Other certifications that carry weight: ISO 27001 Lead Auditor (valuable for DPOs in security-heavy environments), CDPSE from ISACA (bridges privacy and technology), and national certifications like the CNIL’s DPO certification in France.
5. Legal vs Technical Background
DPOs with legal backgrounds (law degree, bar admission) traditionally dominated the field. But as data protection becomes more operationally complex – involving privacy by design assessments, technical measures evaluation, and AI governance – DPOs with technical backgrounds (computer science, information security) are increasingly valued. The highest-paid DPOs tend to combine both: legal qualification plus genuine technical literacy.
DPO Career Path
The typical progression:
Entry level (0-3 years): Privacy analyst, compliance associate, or junior DPO in a large team. Focus on ROPA maintenance, DSR handling, and DPIA support. Salary: EUR 40,000-60,000.
Mid-career (3-7 years): Designated DPO for a mid-size organisation, or senior privacy specialist in a large team. Manages the full GDPR compliance program, interfaces with DPAs, conducts DPIAs independently. Salary: EUR 60,000-100,000.
Senior (7-15 years): Head of Privacy / Chief Privacy Officer, or DPO for a large multinational or group of companies. Sets privacy strategy, manages a team, reports to the board. Salary: EUR 100,000-180,000+.
Advisory/consulting: Senior DPOs who transition to consulting or establish their own practice. Compensation varies widely – see the freelance section below.
The DPO role has a structural advantage for career longevity: Art. 38(3) GDPR prohibits dismissing or penalising the DPO for performing their tasks. While this protection is not absolute, it provides meaningful job security that few other compliance roles enjoy.
Freelance DPO vs In-House: A Realistic Comparison
Art. 37(6) GDPR explicitly permits the DPO to be an external service provider. This has created a significant freelance DPO market, particularly for SMEs that need a designated DPO but cannot justify a full-time hire.
| Factor | In-House DPO | Freelance DPO |
|---|---|---|
| Income potential | Capped by salary bands | EUR 100,000-300,000+ (multiple clients) |
| Job security | Art. 38(3) protection | Contract-dependent |
| Workload predictability | Steady | Variable, peaks around audits and breaches |
| Professional liability | Employer bears liability | Personal PI insurance required (EUR 2,000-8,000/year) |
| Depth of knowledge | Deep in one organisation | Broader but shallower across multiple clients |
| Overhead | None | Business costs, insurance, continuous education |
Freelance DPOs typically charge EUR 800-2,500 per month per client for ongoing DPO services (monitoring, advice, DPA liaison). A freelance DPO serving 8-12 clients generates EUR 6,400-30,000 per month in gross revenue. After professional liability insurance, accounting, and continuing education costs, net income commonly exceeds EUR 120,000 annually – often significantly more in premium markets.

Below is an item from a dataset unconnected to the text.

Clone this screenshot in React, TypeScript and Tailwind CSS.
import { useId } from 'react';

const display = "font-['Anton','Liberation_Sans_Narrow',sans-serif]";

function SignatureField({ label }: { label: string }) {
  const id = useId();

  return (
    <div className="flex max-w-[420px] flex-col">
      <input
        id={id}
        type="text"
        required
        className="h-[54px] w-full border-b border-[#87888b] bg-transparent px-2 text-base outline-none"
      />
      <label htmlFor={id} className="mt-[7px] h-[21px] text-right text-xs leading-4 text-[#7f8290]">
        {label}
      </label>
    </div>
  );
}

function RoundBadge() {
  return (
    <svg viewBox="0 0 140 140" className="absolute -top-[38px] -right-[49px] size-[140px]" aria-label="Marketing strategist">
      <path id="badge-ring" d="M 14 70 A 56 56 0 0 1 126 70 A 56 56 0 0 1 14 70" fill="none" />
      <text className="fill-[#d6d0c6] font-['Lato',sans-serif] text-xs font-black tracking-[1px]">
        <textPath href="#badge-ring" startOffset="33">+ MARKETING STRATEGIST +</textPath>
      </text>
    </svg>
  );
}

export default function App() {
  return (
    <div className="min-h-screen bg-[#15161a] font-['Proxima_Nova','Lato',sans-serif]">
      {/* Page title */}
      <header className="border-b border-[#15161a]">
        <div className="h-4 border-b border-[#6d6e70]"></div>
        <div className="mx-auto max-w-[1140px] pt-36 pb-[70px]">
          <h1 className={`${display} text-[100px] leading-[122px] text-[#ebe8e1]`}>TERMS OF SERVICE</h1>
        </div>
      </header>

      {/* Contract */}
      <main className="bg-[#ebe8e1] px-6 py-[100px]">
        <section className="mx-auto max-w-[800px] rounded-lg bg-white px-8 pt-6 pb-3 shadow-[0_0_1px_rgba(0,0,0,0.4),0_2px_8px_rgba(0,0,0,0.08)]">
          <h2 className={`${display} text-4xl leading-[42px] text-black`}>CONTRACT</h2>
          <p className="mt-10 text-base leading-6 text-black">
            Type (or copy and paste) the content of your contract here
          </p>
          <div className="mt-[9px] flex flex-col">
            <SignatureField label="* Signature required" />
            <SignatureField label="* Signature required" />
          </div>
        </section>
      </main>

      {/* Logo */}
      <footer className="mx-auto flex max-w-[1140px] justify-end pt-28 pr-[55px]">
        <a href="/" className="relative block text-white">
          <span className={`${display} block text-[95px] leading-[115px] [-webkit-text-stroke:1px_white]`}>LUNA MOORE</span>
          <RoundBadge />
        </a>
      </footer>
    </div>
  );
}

The risk: professional liability. A freelance DPO who fails to identify a compliance gap that results in a fine faces potential negligence claims. Professional indemnity insurance is non-negotiable.
How Technology Changes the DPO Role
The emergence of AI-powered compliance tools is reshaping what DPOs spend their time on. Tasks that previously consumed 60-70% of a DPO’s working hours – ROPA updates, DPA reviews, routine DSR handling – can now be substantially automated. This shifts the DPO’s value proposition from administrative compliance work to strategic risk advisory.
For DPOs, this means:
- Higher-value work: More time on DPIAs, cross-border transfer assessments, and board-level risk communication
- Broader scope: Organisations expect DPOs to cover adjacent regulations like NIS2 and the EU AI Act
- Tool literacy: Competence with compliance automation platforms is becoming a hiring criterion
Discover how Legiscope handles ROPA automation and DPA audits – the kind of tooling that frees DPOs to focus on strategic oversight.
FAQ
What qualifications do you need to become a DPO?
GDPR does not prescribe specific qualifications. Art. 37(5) requires the DPO to have “expert knowledge of data protection law and practices.” In practice, employers look for a combination of legal or technical education, relevant work experience (typically 3+ years in data protection or privacy), and professional certifications such as CIPP/E or CIPM. A law degree is advantageous but not mandatory.
Is the DPO role mandatory for all companies?
No. Art. 37(1) GDPR mandates DPO designation only for: (a) public authorities and bodies, (b) organisations whose core activities require regular and systematic monitoring of data subjects on a large scale, and © organisations whose core activities involve large-scale processing of special categories of data or data relating to criminal convictions. Many companies designate a DPO voluntarily because of the compliance benefits.
Can a DPO be fired for disagreeing with management?
Art. 38(3) GDPR states that the DPO “shall not be dismissed or penalised by the controller or the processor for performing his or her tasks.” This provides strong but not absolute protection. Courts have interpreted this to mean the DPO cannot be terminated for exercising their professional judgment on data protection matters, but can still be dismissed for legitimate reasons unrelated to their DPO function.
How much do freelance DPOs earn?
Freelance DPOs serving multiple clients typically earn EUR 100,000-300,000+ annually in gross revenue, depending on market, client count, and service scope. Monthly retainers range from EUR 800 to EUR 2,500 per client. After subtracting professional liability insurance, business costs, and taxes, net income generally exceeds what an equivalent in-house position pays – but with higher variability and personal liability exposure.